» Your task
Show only lines that include "page".

-- BEGIN --

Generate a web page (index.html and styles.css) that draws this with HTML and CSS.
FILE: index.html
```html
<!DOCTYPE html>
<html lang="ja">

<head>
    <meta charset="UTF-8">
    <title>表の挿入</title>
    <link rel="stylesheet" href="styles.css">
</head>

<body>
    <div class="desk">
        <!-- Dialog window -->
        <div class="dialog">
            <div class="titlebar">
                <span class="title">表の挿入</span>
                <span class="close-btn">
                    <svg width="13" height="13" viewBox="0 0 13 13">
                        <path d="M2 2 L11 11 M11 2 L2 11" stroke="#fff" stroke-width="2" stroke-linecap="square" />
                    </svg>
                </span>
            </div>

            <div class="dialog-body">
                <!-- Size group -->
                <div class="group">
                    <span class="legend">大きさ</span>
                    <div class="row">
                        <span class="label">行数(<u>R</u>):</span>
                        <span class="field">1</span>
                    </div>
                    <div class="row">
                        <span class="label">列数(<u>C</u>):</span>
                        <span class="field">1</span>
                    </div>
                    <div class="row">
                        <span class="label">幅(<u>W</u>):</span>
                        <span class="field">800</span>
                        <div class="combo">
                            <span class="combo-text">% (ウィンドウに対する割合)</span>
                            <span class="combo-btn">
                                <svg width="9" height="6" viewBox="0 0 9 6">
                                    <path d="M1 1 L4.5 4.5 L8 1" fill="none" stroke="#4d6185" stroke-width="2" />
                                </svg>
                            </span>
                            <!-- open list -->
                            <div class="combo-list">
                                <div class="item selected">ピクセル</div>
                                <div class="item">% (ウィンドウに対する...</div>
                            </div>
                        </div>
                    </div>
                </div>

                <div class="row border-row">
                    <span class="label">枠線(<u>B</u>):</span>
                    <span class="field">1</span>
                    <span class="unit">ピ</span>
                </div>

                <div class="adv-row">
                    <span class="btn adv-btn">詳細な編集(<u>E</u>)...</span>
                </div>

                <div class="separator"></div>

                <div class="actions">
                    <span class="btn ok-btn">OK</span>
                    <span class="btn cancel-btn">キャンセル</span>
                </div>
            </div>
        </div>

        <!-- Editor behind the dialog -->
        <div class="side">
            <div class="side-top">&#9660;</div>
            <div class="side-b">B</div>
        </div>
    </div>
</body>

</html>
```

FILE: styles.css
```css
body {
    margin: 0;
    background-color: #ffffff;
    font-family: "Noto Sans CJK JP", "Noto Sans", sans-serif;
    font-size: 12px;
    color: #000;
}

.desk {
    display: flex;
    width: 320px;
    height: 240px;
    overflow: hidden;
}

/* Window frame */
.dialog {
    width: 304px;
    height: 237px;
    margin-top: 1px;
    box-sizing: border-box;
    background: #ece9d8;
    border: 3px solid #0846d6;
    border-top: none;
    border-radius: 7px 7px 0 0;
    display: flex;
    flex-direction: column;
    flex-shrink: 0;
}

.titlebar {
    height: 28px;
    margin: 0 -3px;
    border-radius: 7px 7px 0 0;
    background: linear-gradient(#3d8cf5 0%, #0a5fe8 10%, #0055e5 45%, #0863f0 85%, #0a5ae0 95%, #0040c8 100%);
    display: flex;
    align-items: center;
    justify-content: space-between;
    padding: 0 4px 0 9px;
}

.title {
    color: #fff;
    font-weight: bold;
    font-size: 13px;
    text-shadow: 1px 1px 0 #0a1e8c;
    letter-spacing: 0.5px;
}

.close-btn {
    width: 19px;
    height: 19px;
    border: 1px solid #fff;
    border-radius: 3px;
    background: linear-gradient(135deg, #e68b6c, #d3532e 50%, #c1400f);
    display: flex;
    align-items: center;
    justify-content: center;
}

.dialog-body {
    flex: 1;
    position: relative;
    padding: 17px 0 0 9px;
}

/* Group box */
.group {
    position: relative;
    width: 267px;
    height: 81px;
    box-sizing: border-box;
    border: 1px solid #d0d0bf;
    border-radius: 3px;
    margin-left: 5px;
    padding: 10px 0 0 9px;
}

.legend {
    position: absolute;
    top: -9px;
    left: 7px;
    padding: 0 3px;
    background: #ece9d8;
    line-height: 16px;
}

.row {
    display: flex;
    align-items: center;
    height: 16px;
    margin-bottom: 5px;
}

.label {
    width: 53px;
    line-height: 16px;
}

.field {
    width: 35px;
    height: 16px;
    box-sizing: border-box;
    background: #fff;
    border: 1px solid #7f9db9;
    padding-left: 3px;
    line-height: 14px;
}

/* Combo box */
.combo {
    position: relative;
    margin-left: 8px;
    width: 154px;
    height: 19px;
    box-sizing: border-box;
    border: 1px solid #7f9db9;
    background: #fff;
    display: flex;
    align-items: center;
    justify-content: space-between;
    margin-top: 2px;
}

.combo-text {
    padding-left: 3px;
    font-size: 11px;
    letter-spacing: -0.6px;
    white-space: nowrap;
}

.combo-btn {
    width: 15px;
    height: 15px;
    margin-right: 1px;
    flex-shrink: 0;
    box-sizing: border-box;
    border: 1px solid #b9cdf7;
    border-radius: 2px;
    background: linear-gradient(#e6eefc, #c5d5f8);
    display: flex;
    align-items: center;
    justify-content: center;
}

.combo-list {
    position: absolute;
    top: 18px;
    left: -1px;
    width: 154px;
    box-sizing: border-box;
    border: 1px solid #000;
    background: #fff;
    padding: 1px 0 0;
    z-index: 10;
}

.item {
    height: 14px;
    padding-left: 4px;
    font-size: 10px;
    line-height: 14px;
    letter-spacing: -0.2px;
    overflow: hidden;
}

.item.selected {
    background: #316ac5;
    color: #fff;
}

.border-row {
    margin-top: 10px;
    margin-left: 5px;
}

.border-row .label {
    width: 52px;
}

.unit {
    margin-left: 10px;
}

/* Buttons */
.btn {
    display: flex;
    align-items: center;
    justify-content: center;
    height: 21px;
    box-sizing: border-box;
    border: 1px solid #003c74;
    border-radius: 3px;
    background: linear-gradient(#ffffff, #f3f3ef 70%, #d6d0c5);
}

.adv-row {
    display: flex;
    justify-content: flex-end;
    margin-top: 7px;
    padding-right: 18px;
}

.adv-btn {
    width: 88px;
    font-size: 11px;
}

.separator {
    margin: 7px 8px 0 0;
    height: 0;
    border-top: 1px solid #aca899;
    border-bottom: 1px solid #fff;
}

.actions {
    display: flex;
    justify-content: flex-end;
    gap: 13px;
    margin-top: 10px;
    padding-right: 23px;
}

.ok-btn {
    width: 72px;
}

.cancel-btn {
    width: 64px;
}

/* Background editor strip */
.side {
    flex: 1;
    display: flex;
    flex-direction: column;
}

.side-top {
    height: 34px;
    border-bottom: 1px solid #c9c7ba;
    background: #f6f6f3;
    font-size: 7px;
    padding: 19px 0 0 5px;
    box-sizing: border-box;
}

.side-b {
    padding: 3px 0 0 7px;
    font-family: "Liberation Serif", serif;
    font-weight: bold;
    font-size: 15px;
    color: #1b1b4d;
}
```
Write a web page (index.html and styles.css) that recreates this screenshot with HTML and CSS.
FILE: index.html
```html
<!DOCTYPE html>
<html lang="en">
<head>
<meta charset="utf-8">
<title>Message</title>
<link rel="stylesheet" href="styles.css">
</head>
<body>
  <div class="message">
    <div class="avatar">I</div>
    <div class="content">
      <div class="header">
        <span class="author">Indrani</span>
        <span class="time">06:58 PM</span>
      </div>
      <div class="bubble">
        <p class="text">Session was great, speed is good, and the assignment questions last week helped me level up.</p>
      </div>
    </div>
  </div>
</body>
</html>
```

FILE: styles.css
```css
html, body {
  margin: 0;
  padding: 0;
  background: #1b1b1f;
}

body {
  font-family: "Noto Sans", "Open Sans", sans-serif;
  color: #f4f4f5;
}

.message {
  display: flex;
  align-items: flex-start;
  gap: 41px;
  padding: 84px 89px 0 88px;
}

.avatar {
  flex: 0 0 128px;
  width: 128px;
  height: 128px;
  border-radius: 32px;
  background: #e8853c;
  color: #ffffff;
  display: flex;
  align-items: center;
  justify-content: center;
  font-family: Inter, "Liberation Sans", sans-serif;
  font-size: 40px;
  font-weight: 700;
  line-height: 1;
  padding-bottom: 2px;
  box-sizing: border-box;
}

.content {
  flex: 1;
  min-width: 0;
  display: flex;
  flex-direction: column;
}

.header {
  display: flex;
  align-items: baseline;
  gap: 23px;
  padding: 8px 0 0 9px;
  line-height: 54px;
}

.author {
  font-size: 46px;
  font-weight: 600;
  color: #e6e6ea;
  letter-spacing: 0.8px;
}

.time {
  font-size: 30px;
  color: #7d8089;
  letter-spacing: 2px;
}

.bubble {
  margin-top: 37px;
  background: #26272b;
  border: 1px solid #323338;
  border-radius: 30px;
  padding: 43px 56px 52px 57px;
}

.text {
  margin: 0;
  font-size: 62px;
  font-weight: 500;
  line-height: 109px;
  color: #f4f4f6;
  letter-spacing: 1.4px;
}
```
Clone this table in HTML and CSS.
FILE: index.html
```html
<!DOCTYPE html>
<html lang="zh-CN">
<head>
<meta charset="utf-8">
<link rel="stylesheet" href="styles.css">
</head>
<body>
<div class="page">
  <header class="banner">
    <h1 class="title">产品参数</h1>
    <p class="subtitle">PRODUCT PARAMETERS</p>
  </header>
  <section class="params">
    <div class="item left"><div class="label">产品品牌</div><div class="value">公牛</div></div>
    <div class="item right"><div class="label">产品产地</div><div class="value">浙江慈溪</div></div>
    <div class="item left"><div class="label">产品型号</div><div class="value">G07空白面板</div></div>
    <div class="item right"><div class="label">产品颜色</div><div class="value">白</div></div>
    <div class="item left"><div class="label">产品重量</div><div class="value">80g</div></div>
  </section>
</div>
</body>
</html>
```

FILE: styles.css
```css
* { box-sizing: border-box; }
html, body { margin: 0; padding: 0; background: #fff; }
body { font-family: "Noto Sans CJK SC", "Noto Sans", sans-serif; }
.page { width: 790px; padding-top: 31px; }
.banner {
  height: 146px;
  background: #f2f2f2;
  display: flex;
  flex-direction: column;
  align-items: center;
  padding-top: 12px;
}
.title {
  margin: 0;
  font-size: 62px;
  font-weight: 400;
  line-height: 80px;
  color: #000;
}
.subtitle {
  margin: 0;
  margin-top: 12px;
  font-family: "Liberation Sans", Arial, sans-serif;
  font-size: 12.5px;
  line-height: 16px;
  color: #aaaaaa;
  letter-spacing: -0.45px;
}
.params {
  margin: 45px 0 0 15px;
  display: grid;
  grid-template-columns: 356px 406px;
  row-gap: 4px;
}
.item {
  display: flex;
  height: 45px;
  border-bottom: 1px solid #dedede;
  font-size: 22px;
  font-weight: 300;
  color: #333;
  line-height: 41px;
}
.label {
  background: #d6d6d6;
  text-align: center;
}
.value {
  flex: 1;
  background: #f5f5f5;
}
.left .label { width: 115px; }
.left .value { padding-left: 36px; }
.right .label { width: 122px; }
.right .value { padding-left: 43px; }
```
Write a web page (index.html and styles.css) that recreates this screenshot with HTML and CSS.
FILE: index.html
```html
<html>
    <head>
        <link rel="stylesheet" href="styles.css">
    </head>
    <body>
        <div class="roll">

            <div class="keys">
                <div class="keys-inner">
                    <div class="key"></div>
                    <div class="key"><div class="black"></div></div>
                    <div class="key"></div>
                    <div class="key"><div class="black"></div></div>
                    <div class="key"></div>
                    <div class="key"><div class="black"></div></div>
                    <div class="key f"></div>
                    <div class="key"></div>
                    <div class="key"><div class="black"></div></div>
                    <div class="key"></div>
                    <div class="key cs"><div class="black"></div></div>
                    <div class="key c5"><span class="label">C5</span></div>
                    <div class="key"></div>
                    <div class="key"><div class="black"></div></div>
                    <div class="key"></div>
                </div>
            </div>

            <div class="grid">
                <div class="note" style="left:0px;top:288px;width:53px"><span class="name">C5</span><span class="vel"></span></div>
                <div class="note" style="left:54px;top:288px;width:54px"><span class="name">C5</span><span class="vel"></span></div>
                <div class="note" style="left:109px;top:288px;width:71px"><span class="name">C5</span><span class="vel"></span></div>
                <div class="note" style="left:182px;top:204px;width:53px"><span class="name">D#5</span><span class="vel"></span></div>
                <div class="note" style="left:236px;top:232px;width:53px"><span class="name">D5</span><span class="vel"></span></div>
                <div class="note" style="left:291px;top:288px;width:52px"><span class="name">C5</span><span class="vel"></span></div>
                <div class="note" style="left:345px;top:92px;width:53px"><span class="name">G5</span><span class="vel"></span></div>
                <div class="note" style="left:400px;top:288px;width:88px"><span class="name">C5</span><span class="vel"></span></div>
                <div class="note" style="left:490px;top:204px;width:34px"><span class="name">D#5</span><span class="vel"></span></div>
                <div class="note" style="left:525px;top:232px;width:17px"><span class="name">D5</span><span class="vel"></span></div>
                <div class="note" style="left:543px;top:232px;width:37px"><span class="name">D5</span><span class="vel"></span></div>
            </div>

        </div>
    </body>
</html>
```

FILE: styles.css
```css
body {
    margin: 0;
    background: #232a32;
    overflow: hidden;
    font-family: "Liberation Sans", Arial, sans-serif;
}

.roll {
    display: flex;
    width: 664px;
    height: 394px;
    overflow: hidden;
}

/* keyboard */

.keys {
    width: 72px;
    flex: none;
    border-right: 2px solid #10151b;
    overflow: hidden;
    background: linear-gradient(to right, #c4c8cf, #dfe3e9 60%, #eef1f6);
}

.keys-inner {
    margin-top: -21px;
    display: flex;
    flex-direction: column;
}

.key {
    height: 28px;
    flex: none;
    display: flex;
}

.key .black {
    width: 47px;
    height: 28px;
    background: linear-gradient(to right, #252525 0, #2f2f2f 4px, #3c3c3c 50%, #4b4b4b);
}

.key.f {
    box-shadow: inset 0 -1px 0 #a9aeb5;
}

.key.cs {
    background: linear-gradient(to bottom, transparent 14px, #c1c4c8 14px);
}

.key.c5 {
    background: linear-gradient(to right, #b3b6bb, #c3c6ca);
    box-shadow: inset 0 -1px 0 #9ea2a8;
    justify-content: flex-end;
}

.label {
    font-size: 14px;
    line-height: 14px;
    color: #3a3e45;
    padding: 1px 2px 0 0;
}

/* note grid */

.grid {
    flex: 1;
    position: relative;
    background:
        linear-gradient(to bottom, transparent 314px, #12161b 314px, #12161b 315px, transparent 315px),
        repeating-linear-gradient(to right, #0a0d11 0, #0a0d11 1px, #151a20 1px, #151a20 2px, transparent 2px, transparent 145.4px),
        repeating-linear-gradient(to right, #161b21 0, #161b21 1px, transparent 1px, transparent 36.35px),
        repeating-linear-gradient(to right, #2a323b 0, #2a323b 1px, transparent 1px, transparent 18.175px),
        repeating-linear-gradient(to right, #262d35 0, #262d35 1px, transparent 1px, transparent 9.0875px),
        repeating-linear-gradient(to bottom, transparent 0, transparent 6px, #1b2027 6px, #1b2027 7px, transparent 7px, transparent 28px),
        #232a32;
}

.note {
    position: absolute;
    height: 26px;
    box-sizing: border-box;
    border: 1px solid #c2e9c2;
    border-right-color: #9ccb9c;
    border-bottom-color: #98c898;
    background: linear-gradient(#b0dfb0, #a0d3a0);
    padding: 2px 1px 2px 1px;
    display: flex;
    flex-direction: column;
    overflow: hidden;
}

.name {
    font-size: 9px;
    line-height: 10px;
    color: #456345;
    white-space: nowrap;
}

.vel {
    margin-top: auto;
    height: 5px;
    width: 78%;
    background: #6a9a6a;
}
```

-- END --

» Exercise output
Generate a web page (index.html and styles.css) that draws this with HTML and CSS.
Write a web page (index.html and styles.css) that recreates this screenshot with HTML and CSS.
<div class="page">
.page { width: 790px; padding-top: 31px; }
Write a web page (index.html and styles.css) that recreates this screenshot with HTML and CSS.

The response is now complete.